Data Recovery in DBMS: Restoring Data After Failures

Learn about the importance of data recovery in database management systems (DBMS). Explore different types of failures, including transaction failures and system crashes, and understand the techniques used to recover lost data and ensure data integrity.

DBMS - Data Recovery

Crash Recovery

A DBMS is a highly complex system that executes hundreds of transactions every second. The durability and robustness of a DBMS depend on its intricate architecture and the underlying hardware and system software. If the system fails or crashes amid transactions, it is expected to follow certain algorithms or techniques to recover lost data.

Failure Classification

To identify where the problem has occurred, failures can be categorized as follows:

Transaction Failure

A transaction is said to fail when it cannot execute or reaches a point from which it cannot progress further. This scenario, termed transaction failure, impacts only a few transactions or processes.
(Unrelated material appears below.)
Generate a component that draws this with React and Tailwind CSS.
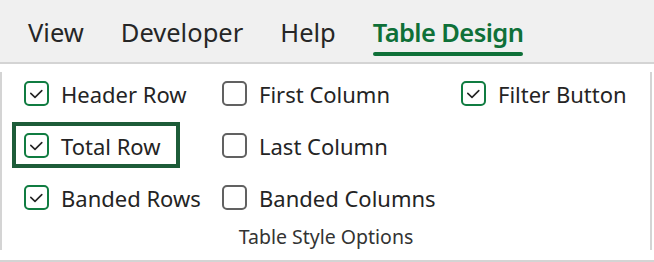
const Box = ({ checked }) => (
  <svg width="25" height="25" viewBox="0 0 25 25" className="shrink-0">
    <rect
      x="1"
      y="1"
      width="23"
      height="23"
      rx="4"
      fill="white"
      stroke={checked ? '#107c41' : '#616161'}
      strokeWidth="2"
    />
    {checked && (
      <path
        d="M6.8 12.4 L11 16.4 L17.8 9.6"
        fill="none"
        stroke="#242424"
        strokeWidth="1.6"
        strokeLinecap="round"
        strokeLinejoin="round"
      />
    )}
  </svg>
);

const Option = ({ label, checked, focused }) => (
  <div className="relative flex items-center gap-3 h-[25px]">
    {focused && (
      <div className="absolute left-[-12px] top-[-11px] w-[168px] h-[46px] border-4 border-[#1d5c39]" />
    )}
    <Box checked={checked} />
    <span className="text-[22px] leading-none text-[#242424] whitespace-nowrap">{label}</span>
  </div>
);

export default function App() {
  return (
    <div
      className="w-[654px] h-[262px] bg-white flex flex-col overflow-hidden"
      style={{ fontFamily: '"Noto Sans", "Open Sans", sans-serif' }}
    >
      {/* Ribbon tabs */}
      <div className="h-[64px] bg-[#f0f0f0] border-b-2 border-[#d4d4d4] flex items-start pl-[28px] gap-[37px] pt-[16px] text-[25.5px] text-[#262626]">
        <span className="leading-[32px]">View</span>
        <span className="leading-[32px]">Developer</span>
        <span className="leading-[32px]">Help</span>
        <div className="flex flex-col items-stretch">
          <span className="leading-[32px] font-semibold tracking-[-0.6px] text-[#0f7038]">Table Design</span>
          <div className="mt-[4px] h-[4px] rounded-full bg-[#0f7038]" />
        </div>
      </div>

      {/* Group */}
      <div className="flex-1 pt-[8px] pb-[10px] border-b-2 border-[#d4d4d4]">
        <div className="h-full w-[652px] border-l-2 border-r-2 border-[#d4d4d4] flex flex-col">
          <div className="grid grid-cols-[198px_239px_1fr] gap-y-[27px] pl-[22px] pt-[9px]">
            <Option label="Header Row" checked />
            <Option label="First Column" />
            <Option label="Filter Button" checked />
            <Option label="Total Row" checked focused />
            <Option label="Last Column" />
            <div />
            <Option label="Banded Rows" checked />
            <Option label="Banded Columns" />
            <div />
          </div>
          <div className="mt-auto pb-[1px] text-center text-[19.5px] leading-[24px] text-[#333333]">
            Table Style Options
          </div>
        </div>
      </div>
    </div>
  );
}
Reasons for transaction failure may include:

Logical Errors: Occur when a transaction cannot complete due to code errors or internal error conditions.
System Errors: Arise when the database system terminates an active transaction because it cannot be executed or must stop due to some system condition, such as deadlocks or resource unavailability.

System Crash

External problems can lead to abrupt system stops and crashes. For example, power supply interruptions may cause hardware or software failures, including operating system errors.

Disk Failure

In the early days of technology, disk failures were a common problem, with hard disk drives or storage drives failing frequently. Disk failures can include:

Formation of bad sectors
Inaccessibility to the disk
Disk head crashes

Storage Structure

The storage system can be divided into two categories:

Volatile Storage

As the name suggests, volatile storage cannot survive system crashes. These storage devices are typically located very close to the CPU and are often embedded onto the chipset itself. Examples include main memory and cache memory, which are fast but can only store a limited amount of information.

Non-Volatile Storage

Non-volatile storage is designed to survive system crashes and generally has a large data storage capacity, albeit with slower access speeds. Examples include hard disks, magnetic tapes, flash memory, and battery-backed RAM.

Recovery and Atomicity

During a crash, multiple transactions may be in progress and various files may be open for modifying data items. Transactions consist of atomic operations, which according to the ACID properties of DBMS, must maintain atomicity. This means either all operations are executed, or none are.

Upon recovering from a crash, the DBMS should ensure the following:

Check the states of all transactions that were being executed.
If a transaction was in the middle of an operation, the DBMS must ensure the atomicity of that transaction.
Determine whether the transaction can be completed or needs to be rolled back.
Ensure that no transactions leave the DBMS in an inconsistent state.

Two techniques can assist a DBMS in recovering while maintaining the atomicity of transactions:

Maintaining logs of each transaction and writing them onto stable storage before modifying the database.
Utilizing shadow paging, where changes are made in volatile memory before updating the actual database.

Log-based Recovery

A log is a sequence of records that maintains the actions performed by a transaction. It is crucial that logs are written prior to actual modifications and stored on stable, failsafe media.

Log-based recovery operates as follows:

The log file is kept on stable storage media.
When a transaction starts execution, it writes a log entry, such as <Tn, Start>.
When the transaction modifies an item X, it logs: <Tn, X, V1, V2>, indicating that Tn has changed the value of X from V1 to V2.
Upon transaction completion, it logs: <Tn, commit>.

The database can be modified through two approaches:

Deferred Database Modification: All logs are written to stable storage, and the database is updated when the transaction commits.
Immediate Database Modification: Each log entry is followed by an actual database modification, meaning the database is updated immediately after every operation.

Recovery with Concurrent Transactions

When multiple transactions are executed in parallel, their logs become interleaved. During recovery, it can be challenging for the recovery system to backtrack all logs. To address this, most modern DBMS utilize the concept of "checkpoints."

Checkpoint

Maintaining logs in real-time can consume all available memory space. Over time, log files may grow too large to manage effectively. A checkpoint is a mechanism that removes previous logs from the system and stores them permanently on a storage disk. It indicates a point before which the DBMS was in a consistent state, with all transactions committed.

Recovery Process

When a system with concurrent transactions crashes and recovers, the recovery process behaves as follows:

The recovery system reads the logs backward from the end to the last checkpoint.
It maintains two lists: an undo-list and a redo-list.
If the recovery system encounters a log entry <Tn, Start> followed by <Tn, Commit> or just <Tn, Commit>, it adds the transaction to the redo-list.
If it sees a log with <Tn, Start> but no commit or abort log, it places the transaction in the undo-list.

All transactions in the undo-list are undone, and their logs are removed. Conversely, all transactions in the redo-list are redone before their logs are saved.